Doesn't mean the term isn't still in currency—particularly in OSR circles, where it's used nigh-exclusively over "GM."
And although you can use it as a term of art no one is obliged to think that a Referee is, by the normal definitions, a referee. That's why the term was dropped in the first place. By normal colloquial definitions on the other than a GM is a player..
 

Snarf Zagyg

Notorious Liquefactionist
Doesn't mean the term isn't still in currency—particularly in OSR circles, where it's used nigh-exclusively over "GM."

This conversation has always been more about usage (descriptivism) than prescriptivism, which is why it has been incredibly disheartening to see people retreat into catcalls about "semantics" and "word games."

I feel like I have to keep quoting the last sentence of the OP:
Again, there are other TTRPGs that are built in a different way, but when it comes to D&D, there is a distinction between players and the DM that is useful to maintain, both as a matter of language and in terms of the roles that they play at the table.

This is why, when you are a DM, you would never say to another gamer that you are a "player," because that term has a specified use in the context of D&D; just like if you were in a group of people that had PhDs in mathematics, you would not say you were a mathematician because you happened to split the check (unless you were either joking or had slept at a Holiday Inn Express). For that matter, the long-repeated, but true, joke is that no matter what your opinion is on PhDs, if someone drops on the ground and someone screams, "Is there a doctor in the house," you probably won't rush forward because you have a PhD in Comparative Literature.

So when people say (as in the quote that gave rise to the OP) that the DM is a player like any other player, then they are not making a prescriptive claim about dictionary definitions.

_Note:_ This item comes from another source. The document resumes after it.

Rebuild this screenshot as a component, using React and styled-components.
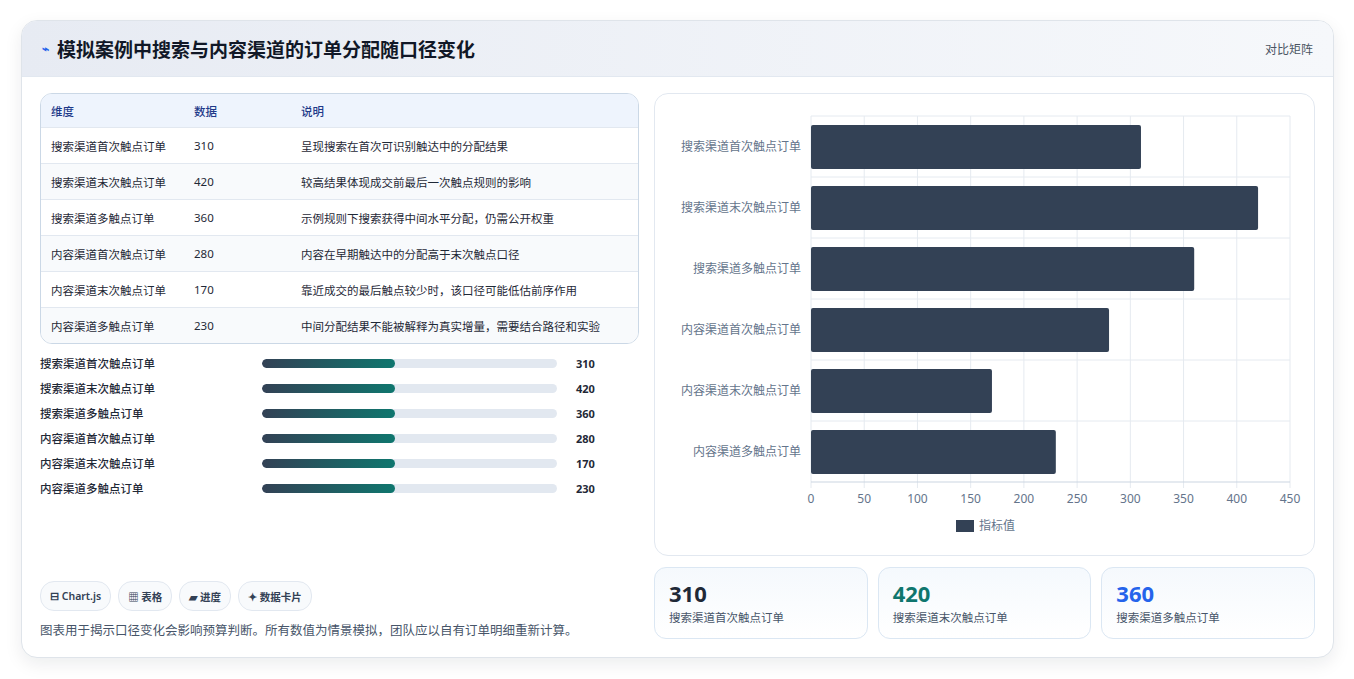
import { createGlobalStyle } from "styled-components";
import styled from "styled-components";

const Global = createGlobalStyle`
  body { margin: 0; background: #f3f4f6; font-family: "Noto Sans", "Noto Sans CJK SC", sans-serif; color: #1f2937; }
`;

const rows = [
  ["搜索渠道首次触点订单", 310, "呈现搜索在首次可识别触达中的分配结果"],
  ["搜索渠道末次触点订单", 420, "较高结果体现成交前最后一次触点规则的影响"],
  ["搜索渠道多触点订单", 360, "示例规则下搜索获得中间水平分配，仍需公开权重"],
  ["内容渠道首次触点订单", 280, "内容在早期触达中的分配高于末次触点口径"],
  ["内容渠道末次触点订单", 170, "靠近成交的最后触点较少时，该口径可能低估前序作用"],
  ["内容渠道多触点订单", 230, "中间分配结果不能被解释为真实增量，需要结合路径和实验"],
];

const Page = styled.div`
  padding: 20px 20px 22px 21px;
  background: #fff;
`;
const Card = styled.div`
  border: 1px solid #dfe4ea;
  border-radius: 16px;
  overflow: hidden;
  background: #fff;
  box-shadow: 0 6px 18px rgba(15, 23, 42, 0.08);
`;
const Header = styled.div`
  height: 55px;
  display: flex;
  align-items: center;
  justify-content: space-between;
  padding: 0 20px;
  background: linear-gradient(90deg, #e7ebf3, #f6f8fb);
  border-bottom: 1px solid #e2e8f0;
`;
const Title = styled.h1`
  margin: 0;
  font-size: 19px;
  font-weight: 700;
  color: #111827;
  display: flex;
  align-items: center;
  gap: 8px;
`;
const HeadLink = styled.span`
  font-size: 12px;
  color: #4b5563;
`;
const Body = styled.div`
  display: grid;
  grid-template-columns: 599px 661px;
  gap: 15px;
  padding: 16px 18px 18px 18px;
`;
const Left = styled.div`
  display: flex;
  flex-direction: column;
`;
const Table = styled.div`
  border: 1px solid #cbd8e6;
  border-radius: 12px;
  overflow: hidden;
`;
const TRow = styled.div`
  display: grid;
  grid-template-columns: 143px 107px 1fr;
  height: ${p => (p.$head ? 33 : 35)}px;
  align-items: center;
  padding: 0 10px;
  font-size: 11.5px;
  font-weight: ${p => (p.$head ? 500 : 400)};
  color: ${p => (p.$head ? "#1e3a8a" : "#1f2937")};
  background: ${p => (p.$head ? "#eef4fd" : p.$alt ? "#f8fafc" : "#fff")};
  border-top: ${p => (p.$head ? "none" : "1px solid #e2e8f0")};
`;
const Bars = styled.div`
  display: flex;
  flex-direction: column;
  gap: 7px;
  margin-top: 10px;
`;
const BarRow = styled.div`
  display: grid;
  grid-template-columns: 222px 305px 1fr;
  gap: 0 0;
  align-items: center;
  height: 18px;
  font-size: 11.5px;
  font-weight: 500;
`;
const Track = styled.div`
  height: 9px;
  background: #e2e8f0;
  border-radius: 5px;
  margin-right: 10px;
  overflow: hidden;
`;
const Fill = styled.div`
  height: 100%;
  width: 45%;
  border-radius: 5px;
  background: linear-gradient(90deg, #334155, #0f766e);
`;
const Val = styled.span`
  padding-left: 9px;
  font-weight: 700;
  font-size: 11px;
`;
const Foot = styled.div`
  margin-top: auto;
`;
const Chips = styled.div`
  display: flex;
  gap: 7px;
`;
const Chip = styled.span`
  display: inline-flex;
  align-items: center;
  gap: 4px;
  height: 28px;
  padding: 0 9px;
  border: 1px solid #e2e8f0;
  border-radius: 14px;
  font-size: 10.5px;
  font-weight: 600;
  color: #334155;
  background: #f8fafc;
`;
const Note = styled.p`
  margin: 9px 0 0;
  font-size: 12.5px;
  color: #475569;
`;
const Right = styled.div`
  display: flex;
  flex-direction: column;
  gap: 11px;
`;
const ChartBox = styled.div`
  height: 461px;
  border: 1px solid #e2e8f0;
  border-radius: 14px;
  background: #fff;
`;
const Stats = styled.div`
  display: grid;
  grid-template-columns: repeat(3, 1fr);
  gap: 10px;
`;
const Stat = styled.div`
  height: 72px;
  border: 1px solid #dbe7f3;
  border-radius: 12px;
  background: linear-gradient(180deg, #f5f9fd, #fff);
  padding: 12px 14px;
  box-sizing: border-box;
`;
const Big = styled.div`
  font-size: 22px;
  font-weight: 700;
  line-height: 26px;
  color: ${p => p.$c};
`;
const Small = styled.div`
  font-size: 11.5px;
  color: #475569;
  margin-top: 3px;
`;

function Chart() {
  const x0 = 156, w = 479, y0 = 22, rowH = 61, max = 450;
  const ticks = [0, 50, 100, 150, 200, 250, 300, 350, 400, 450];
  return (
    <svg width="661" height="461" fontFamily="Noto Sans, Noto Sans CJK SC, sans-serif">
      {ticks.map(t => {
        const x = x0 + (t / max) * w;
        return (
          <g key={t}>
            <line x1={x} x2={x} y1={y0} y2={y0 + rowH * 6 + 6} stroke="#e5eaf0" />
            <text x={x} y={y0 + rowH * 6 + 21} textAnchor="middle" fontSize="12" fill="#64748b">{t}</text>
          </g>
        );
      })}
      {[0, 1, 2, 3, 4, 5, 6].map(i => (
        <line key={i} x1={x0} x2={x0 + w} y1={y0 + i * rowH} y2={y0 + i * rowH} stroke={i === 6 ? "#cbd5e1" : "#e5eaf0"} />
      ))}
      {rows.map(([n, v], i) => (
        <g key={n}>
          <rect x={x0} y={y0 + i * rowH + 9} width={(v / max) * w} height={44} rx="2" fill="#334155" />
          <text x={x0 - 10} y={y0 + i * rowH + 35} textAnchor="end" fontSize="12" fill="#64748b">{n}</text>
        </g>
      ))}
      <rect x="301" y="426" width="18" height="12" fill="#334155" />
      <text x="324" y="436" fontSize="12" fill="#64748b">指标值</text>
    </svg>
  );
}

export default function App() {
  return (
    <Page>
      <Global />
      <Card>
        <Header>
          <Title><span style={{ fontSize: 12, color: "#2563eb" }}>⌁</span>模拟案例中搜索与内容渠道的订单分配随口径变化</Title>
          <HeadLink>对比矩阵</HeadLink>
        </Header>
        <Body>
          <Left>
            <Table>
              <TRow $head><span>维度</span><span>数据</span><span>说明</span></TRow>
              {rows.map(([n, v, d], i) => (
                <TRow key={n} $alt={i % 2 === 1}><span>{n}</span><span>{v}</span><span>{d}</span></TRow>
              ))}
            </Table>
            <Bars>
              {rows.map(([n, v]) => (
                <BarRow key={n}><span>{n}</span><Track><Fill /></Track><Val>{v}</Val></BarRow>
              ))}
            </Bars>
            <Foot>
              <Chips>
                <Chip>⊟ Chart.js</Chip>
                <Chip>▦ 表格</Chip>
                <Chip>▰ 进度</Chip>
                <Chip>✦ 数据卡片</Chip>
              </Chips>
              <Note>图表用于揭示口径变化会影响预算判断。所有数值为情景模拟，团队应以自有订单明细重新计算。</Note>
            </Foot>
          </Left>
          <Right>
            <ChartBox><Chart /></ChartBox>
            <Stats>
              <Stat><Big $c="#1f2937">310</Big><Small>搜索渠道首次触点订单</Small></Stat>
              <Stat><Big $c="#0f766e">420</Big><Small>搜索渠道末次触点订单</Small></Stat>
              <Stat><Big $c="#2563eb">360</Big><Small>搜索渠道多触点订单</Small></Stat>
            </Stats>
          </Right>
        </Body>
      </Card>
    </Page>
  );
}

This is a normative claim about what D&D is, or ought to be. As you can see, people saying, "Well, maybe that is how it was, but not how it is." And using the idea that this is semantics (and ignoring the context-shift) as a cover for the normative argument about how they want the game to be played. a/k/a, this is how the game should be played, because this is how the term is defined.

Eh, forget it it Jack. It's Chinatown.
 

Jack Daniel

dice-universe.blogspot.com
And although you can use it as a term of art no one is obliged to think that a Referee is, by the normal definitions, a referee. That's why the term was dropped in the first place. By normal colloquial definitions on the other than a GM is a player..
Nevertheless, the term is in use, and is so for a reason—just as some RPGs call the position "narrator" or "storyteller" for the purpose of placing different emphasis. (And somehow, I doubt that either of those "terms of art" would get slapped with the same sort of dismissive, descriptivist/prescriptivist quibbling as "referee.")

So when people say (as in the quote that gave rise to the OP) that the DM is a player like any other player, then they are not making a descriptive claim about dictionary definitions. This is a normative claim about what D&D is, or ought to be. As you can see, people saying, "Well, maybe that is how it was, but not how it is." And using the idea that this is semantics (and ignoring the context-shift) as a cover for the normative argument about how they want the game to be played. a/k/a, this is how the game should be played, because this is how the term is defined.

Precisely. We aren't having this discussion in a vacuum, absent context. Dictionary definitions shouldn't even be entering into the matter.
 

loverdrive

Prophet of the profane (She/Her)
I see no reason to privilege a 2020 understanding of D&D over a 1980 one. It's not as if there's been some significant, revolutionary "theory of role-playing" developed in the interim. What would that be? GNS Theory? The Big Model? It's highly questionable whether that sort of theory-craft adds anything of value to the hobby.
Well, for starters, game design became an actual thing. And also principles of good gming were formulated.


Doesn't mean the term isn't still in currency—particularly in OSR circles, where it's used nigh-exclusively over "GM."
In sub-circles of OSR circles that isn't busy with cargo-culting and paraphrasing B/X for a thousandth time (which means: people who actually know what they are doing) term "referee" comes up pretty rarely.
 


Snarf Zagyg

Notorious Liquefactionist
In sub-circles of OSR circles that isn't busy with cargo-culting and paraphrasing B/X for a thousandth time (which means: people who actually know what they are doing) term "referee" comes up pretty rarely.

Is there a way to phrase that less dismissively? Is it possible that there are people who don't ascribe to the same things that you do that also know what they are doing?